» DATASET CONTENT:

_ _ _

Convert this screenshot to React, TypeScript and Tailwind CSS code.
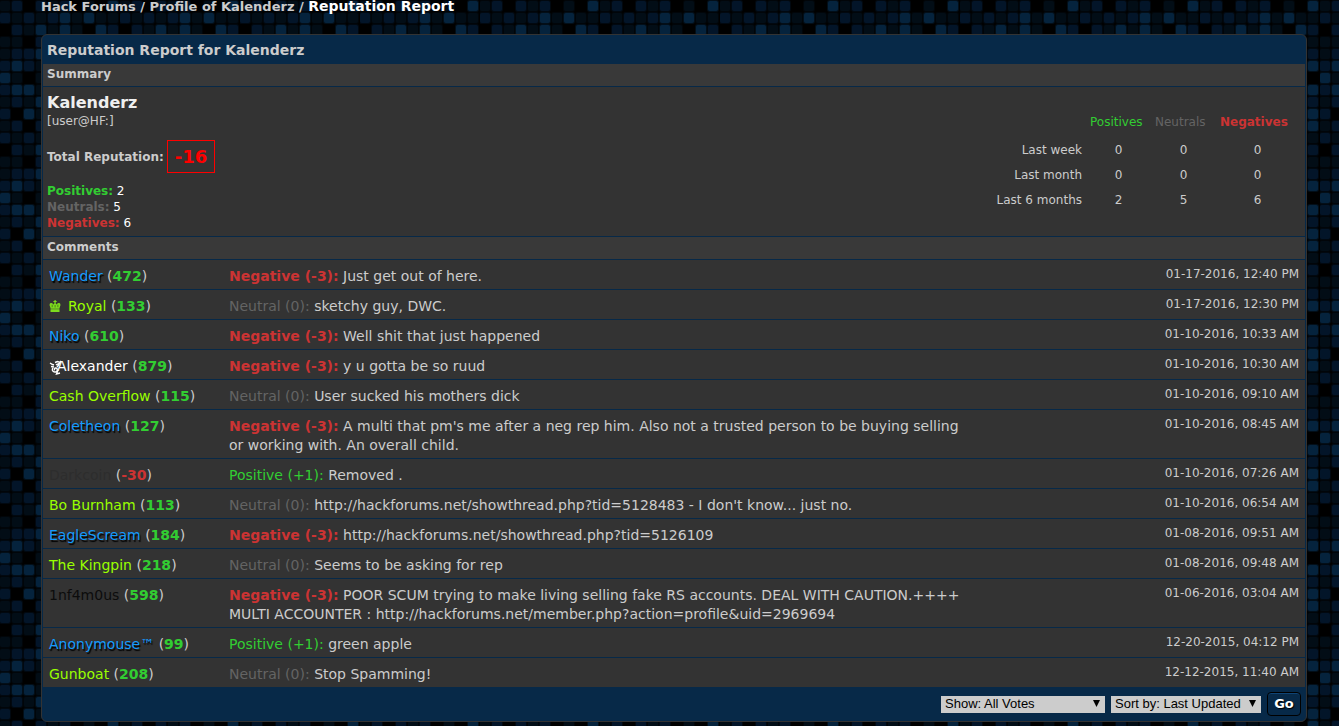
import React from 'react';

type Vote = 'positive' | 'neutral' | 'negative';

interface Comment {
  name: string;
  group: string;
  icon?: 'crown' | 'swirl';
  rep: number;
  vote: Vote;
  text: string;
  date: string;
}

const groups: Record<string, string> = {
  ub3r: 'text-[#149cff] [text-shadow:1px_2px_1px_#000]',
  l33t: 'text-[#99ff00]',
  staff: 'text-white',
  closed: 'text-[#2d2d2d]',
  black: 'text-[#0c0c0c]',
};

const voteStyles: Record<Vote, string> = {
  positive: 'text-[#32cd32]',
  neutral: 'text-[#646464]',
  negative: 'font-bold text-[#cc3333]',
};

const voteLabels: Record<Vote, string> = {
  positive: 'Positive (+1):',
  neutral: 'Neutral (0):',
  negative: 'Negative (-3):',
};

const comments: Comment[] = [
  { name: 'Wander', group: 'ub3r', rep: 472, vote: 'negative', text: 'Just get out of here.', date: '01-17-2016, 12:40 PM' },
  { name: 'Royal', group: 'l33t', icon: 'crown', rep: 133, vote: 'neutral', text: 'sketchy guy, DWC.', date: '01-17-2016, 12:30 PM' },
  { name: 'Niko', group: 'ub3r', rep: 610, vote: 'negative', text: 'Well shit that just happened', date: '01-10-2016, 10:33 AM' },
  { name: 'Alexander', group: 'staff', icon: 'swirl', rep: 879, vote: 'negative', text: 'y u gotta be so ruud', date: '01-10-2016, 10:30 AM' },
  { name: 'Cash Overflow', group: 'l33t', rep: 115, vote: 'neutral', text: 'User sucked his mothers dick', date: '01-10-2016, 09:10 AM' },
  { name: 'Coletheon', group: 'ub3r', rep: 127, vote: 'negative', text: "A multi that pm's me after a neg rep him. Also not a trusted person to be buying selling or working with. An overall child.", date: '01-10-2016, 08:45 AM' },
  { name: 'Darkcoin', group: 'closed', rep: -30, vote: 'positive', text: 'Removed .', date: '01-10-2016, 07:26 AM' },
  { name: 'Bo Burnham', group: 'l33t', rep: 113, vote: 'neutral', text: "http://hackforums.net/showthread.php?tid=5128483 - I don't know... just no.", date: '01-10-2016, 06:54 AM' },
  { name: 'EagleScream', group: 'ub3r', rep: 184, vote: 'negative', text: 'http://hackforums.net/showthread.php?tid=5126109', date: '01-08-2016, 09:51 AM' },
  { name: 'The Kingpin', group: 'l33t', rep: 218, vote: 'neutral', text: 'Seems to be asking for rep', date: '01-08-2016, 09:48 AM' },
  { name: '1nf4m0us', group: 'black', rep: 598, vote: 'negative', text: 'POOR SCUM trying to make living selling fake RS accounts. DEAL WITH CAUTION.++++ MULTI ACCOUNTER : http://hackforums.net/member.php?action=profile&uid=2969694', date: '01-06-2016, 03:04 AM' },
  { name: 'Anonymouse™', group: 'ub3r', rep: 99, vote: 'positive', text: 'green apple', date: '12-20-2015, 04:12 PM' },
  { name: 'Gunboat', group: 'l33t', rep: 208, vote: 'neutral', text: 'Stop Spamming!', date: '12-12-2015, 11:40 AM' },
];

const periods = [
  { label: 'Last week', values: [0, 0, 0] },
  { label: 'Last month', values: [0, 0, 0] },
  { label: 'Last 6 months', values: [2, 5, 6] },
];

// brightness of each square in the repeating 10x10 tile
const tile = [
  '1202120103',
  '2121231311',
  '0213131032',
  '1102121021',
  '1223012132',
  '2321120123',
  '3101213210',
  '2331021203',
  '1213120312',
  '2031213013',
];
const shades = ['#000000', '#020d16', '#031529', '#05233d'];

const Backdrop = () => (
  <svg className="absolute inset-0 -z-10 h-full w-full" aria-hidden="true">
    <defs>
      <pattern id="squares" width="120" height="120" patternUnits="userSpaceOnUse">
        <rect width="120" height="120" fill="#000" />
        {tile.map((row, y) =>
          row.split('').map((c, x) =>
            c === '0' ? null : (
              <g key={`${x}-${y}`} fill={shades[Number(c)]}>
                <rect x={x * 12 - 1} y={y * 12} width="12" height="12" rx="3" opacity="0.4" />
                <rect x={x * 12} y={y * 12 + 1} width="10" height="10" rx="2" />
              </g>
            )
          )
        )}
      </pattern>
    </defs>
    <rect width="100%" height="100%" fill="url(#squares)" />
  </svg>
);

const CrownIcon = () => (
  <svg className="mr-[7px] inline-block h-3 w-3 align-[-1px]" viewBox="0 0 12 12" fill="#7ddc1e" aria-hidden="true">
    <path d="M5.500 0h1.200v1h1v1h-1v1.500l.8 1L9 3l2 .3.500 1.700L10.500 8v.8h-9V8L.5 5l.5-1.700L3 3l1.500 1.500.9-1V2h-1V1h1.100z" />
    <path d="M1.500 9.200h9V12h-9z" />
    <path d="M3.200 4.700v2.500M8.900 4.700v2.500M6.100 5v2.500" stroke="#2b4518" strokeWidth="0.6" />
  </svg>
);

const SwirlIcon = () => (
  <svg className="-mr-2 inline-block h-4 w-4 align-[-4px]" viewBox="0 0 16 16" fill="none" stroke="#fff" strokeWidth="1.4" aria-hidden="true">
    <path d="M1 4l2.500 1.500L5 6M2 7.500l3 .5M6 3.500l2.500-1L11 3.500l1-1.500M4 9c-1.500 2 0 4.500 2.500 4 2-.5 2.500-3.500.5-4-1.500-.3-2 1.500-1 2M7 6c2-1.500 4-1 4.500-3M8 8l2.500-3M9 11l-1.500 4 3.500-1" />
  </svg>
);

const Select = ({ id, label, width, options }: { id: string; label: string; width: string; options: string[] }) => (
  <div className={`relative ${width}`}>
    <select
      id={id}
      aria-label={label}
      className="block h-[17px] w-full appearance-none bg-[#cccccc] pl-1 font-['Liberation_Sans',sans-serif] text-[13px] leading-4 text-black"
    >
      {options.map((o) => (
        <option key={o}>{o}</option>
      ))}
    </select>
    <svg className="pointer-events-none absolute top-1 right-[5px] h-[7px] w-[7px]" viewBox="0 0 8 8" fill="#000" aria-hidden="true">
      <path d="M0 0h8L4 8z" />
    </svg>
  </div>
);

export default function App() {
  return (
    <div className="relative isolate min-h-screen overflow-hidden bg-black pr-8 pb-1 pl-[41px] font-['DejaVu_Sans',Verdana,sans-serif] text-xs leading-4 text-[#cccccc]">
      <Backdrop />

      {/* Breadcrumb */}
      <nav className="mb-[21px] text-[13px] leading-3 font-bold">
        <a href="#">Hack Forums</a> / <a href="#">Profile of Kalenderz</a> / <span className="text-sm leading-3 text-white">Reputation Report</span>
      </nav>

      <main className="rounded-md border border-[#333333] bg-[#072948] px-px">
        <h1 className="px-1 pt-1.5 pb-1 text-sm leading-[19px] font-bold">Reputation Report for Kalenderz</h1>

        <h2 className="bg-[#393939] px-1 pt-[2px] pb-1 font-bold">Summary</h2>
        <section className="mt-px flex items-center justify-between bg-[#333333] pr-1.5 pl-1">
          <div className="pt-1.5 pb-[5px]">
            <p className="text-base leading-5 font-bold text-[#efefef]">Kalenderz</p>
            <p>[user@HF:]</p>
            <p className="mt-[11px] mb-2.5 flex items-center gap-[3px] font-bold">
              Total Reputation:
              <span className="border border-[#ff0000] px-[7px] py-1.5 text-lg leading-[19px] text-[#ff0000]">-16</span>
            </p>
            <p className="text-white"><strong className="text-[#32cd32]">Positives:</strong> 2</p>
            <p className="text-white"><strong className="text-[#646464]">Neutrals:</strong> 5</p>
            <p className="text-white"><strong className="text-[#cc3333]">Negatives:</strong> 6</p>
          </div>
          <table className="text-center">
            <thead>
              <tr className="h-[27px] text-left">
                <td className="w-[110px]" />
                <th scope="col" className="w-[65px] pb-1 pl-1 font-normal text-[#32cd32]">Positives</th>
                <th scope="col" className="w-[65px] pb-1 pl-1 font-normal text-[#646464]">Neutrals</th>
                <th scope="col" className="w-[83px] pb-1 pl-1 font-bold text-[#cc3333]">Negatives</th>
              </tr>
            </thead>
            <tbody>
              {periods.map((p) => (
                <tr key={p.label} className="h-[25px]">
                  <th scope="row" className="pr-1 text-right font-normal">{p.label}</th>
                  {p.values.map((v, i) => (
                    <td key={i}>{v}</td>
                  ))}
                </tr>
              ))}
            </tbody>
          </table>
        </section>

        <h2 className="mt-px bg-[#393939] px-1 pt-[2px] pb-1 font-bold">Comments</h2>
        <table className="w-full table-fixed border-collapse">
          <tbody>
            {comments.map((c) => (
              <tr key={c.name} className="border-t border-[#072948] bg-[#333333] align-top text-sm leading-[19px]">
                <td className="w-[186px] pt-[7px] pb-[3px] pl-1.5">
                  {c.icon === 'crown' && <CrownIcon />}
                  {c.icon === 'swirl' && <SwirlIcon />}
                  <a href="#" className={groups[c.group]}>{c.name}</a>{' '}
                  (<a href="#" className={c.rep < 0 ? 'font-bold text-[#cc3333]' : 'font-bold text-[#32cd32]'}>{c.rep}</a>)
                </td>
                <td className="pt-[7px] pb-[3px]">
                  <span className={voteStyles[c.vote]}>{voteLabels[c.vote]}</span> {c.text}
                </td>
                <td className="w-[335px] pt-1.5 pr-1.5 text-right text-xs leading-4">{c.date}</td>
              </tr>
            ))}
          </tbody>
        </table>

        <form className="flex items-center justify-end gap-1.5 py-[5px] pr-1">
          <Select id="show" label="Show" width="w-[164px]" options={['Show: All Votes', 'Show: Positive Votes']} />
          <Select id="sort" label="Sort by" width="w-[150px]" options={['Sort by: Last Updated', 'Sort by: Username']} />
          <button
            type="button"
            className="h-6 w-[34px] rounded-sm border border-black bg-[#072948] text-[13px] leading-5 font-bold text-white [text-shadow:1px_1px_1px_#000] shadow-[inset_0_1px_0_#0f4475]"
          >
            Go
          </button>
        </form>
      </main>
    </div>
  );
}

_ _ _

» EXERCISE:
Copy out each line of the material that holds the word "React".

» THE SOLUTION:
Convert this screenshot to React, TypeScript and Tailwind CSS code.
import React from 'react';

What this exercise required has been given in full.